Mescolanza de sensaciones en la vuelta de la Orquesta de Córdoba tras el verano para saludar con un concierto extraordinario el arranque de la temporada. Público expectante, representación munícipe —aunque todavía no el alcalde, al que sí hemos visto hace poco en eventos musicales de otra naturaleza—, relajación de medidas sanitarias, orquesta en proceso de recuperar la forma y selección de obras, digamos, para el debate posterior. De ellas, la de mayor enjundia fue, precisamente, la primera, la Obertura para el Día de la Onomástica de Beethoven. Leves desajustes en la cuerda y alguna vacilación en los acentos indicaban que el cuerpo orquestal estaba frío y necesitaba calentar pese a la corrección general de la interpretación.

Mejor discurrieron las sinfonías de Johann Christian Bach y Mozart, la Primera, lo que sirvió para contrastar la solidez del primero, compositor curtido, dueño de las armas de su oficio, con la bisoñez del segundo. En cualquier caso, la partitura mozartiana ya contiene giros, apuntes melódicos y efectos tímbricos que muestran ese lenguaje musical tan personal que entonces —¡8 años!— estaba aún en proceso de conformarse.
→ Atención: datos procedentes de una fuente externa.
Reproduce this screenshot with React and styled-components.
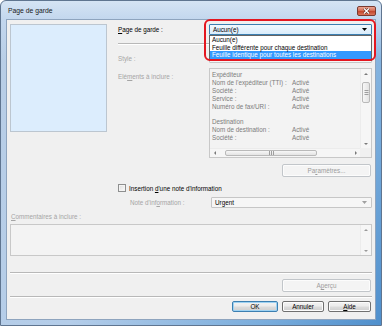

Orquesta y titular nos dieron ese clasicismo amable, bien articulado, ágil en los allegros y un poco más pesadote en los minuetti, que piden otra sonoridad, otra articulación.

Puede que la obra que mejor sintonizó con la expectativa festiva de la velada fuera «Instante», del músico cubano Igmar Alderete, primer violín de la Orquesta. Una pieza danzable, variada y alegre, de ritmos latinos y sentido del humor, con morcillas del director incluidas, que divirtió al público y que recibió un caluroso aplauso. En esa línea ligera continuó una bien llevada Marcha Real de la Historia de un Soldado de Igor Stravinsky, con ese aire cubista de la música de barraca del compositor ruso que Domínguez-Nieto y solistas acertaron a plasmar.

Fin de velada con la Obertura Froissart de Edward Elgar, pastiche postromántico desigual en el que director y orquesta se implicaron todo lo posible inyectando tensión, lo cual sirvió para mostrar músculo sonoro y capacidad de matización, pero que no redime una obra de juventud que, escuchada a día de hoy, no presenta para el público mayor interés que la curiosidad musicológica. Solventada la presentación, salimos del Gran Teatro conservando intactas la expectación y la confianza en una temporada que se presenta apasionante. La inminente Quinta de Bruckner, que se yergue ante nosotros en el horizonte próximo como un Tourmalet sonoro, nos meterá de lleno y sin transición alguna directos en el meollo.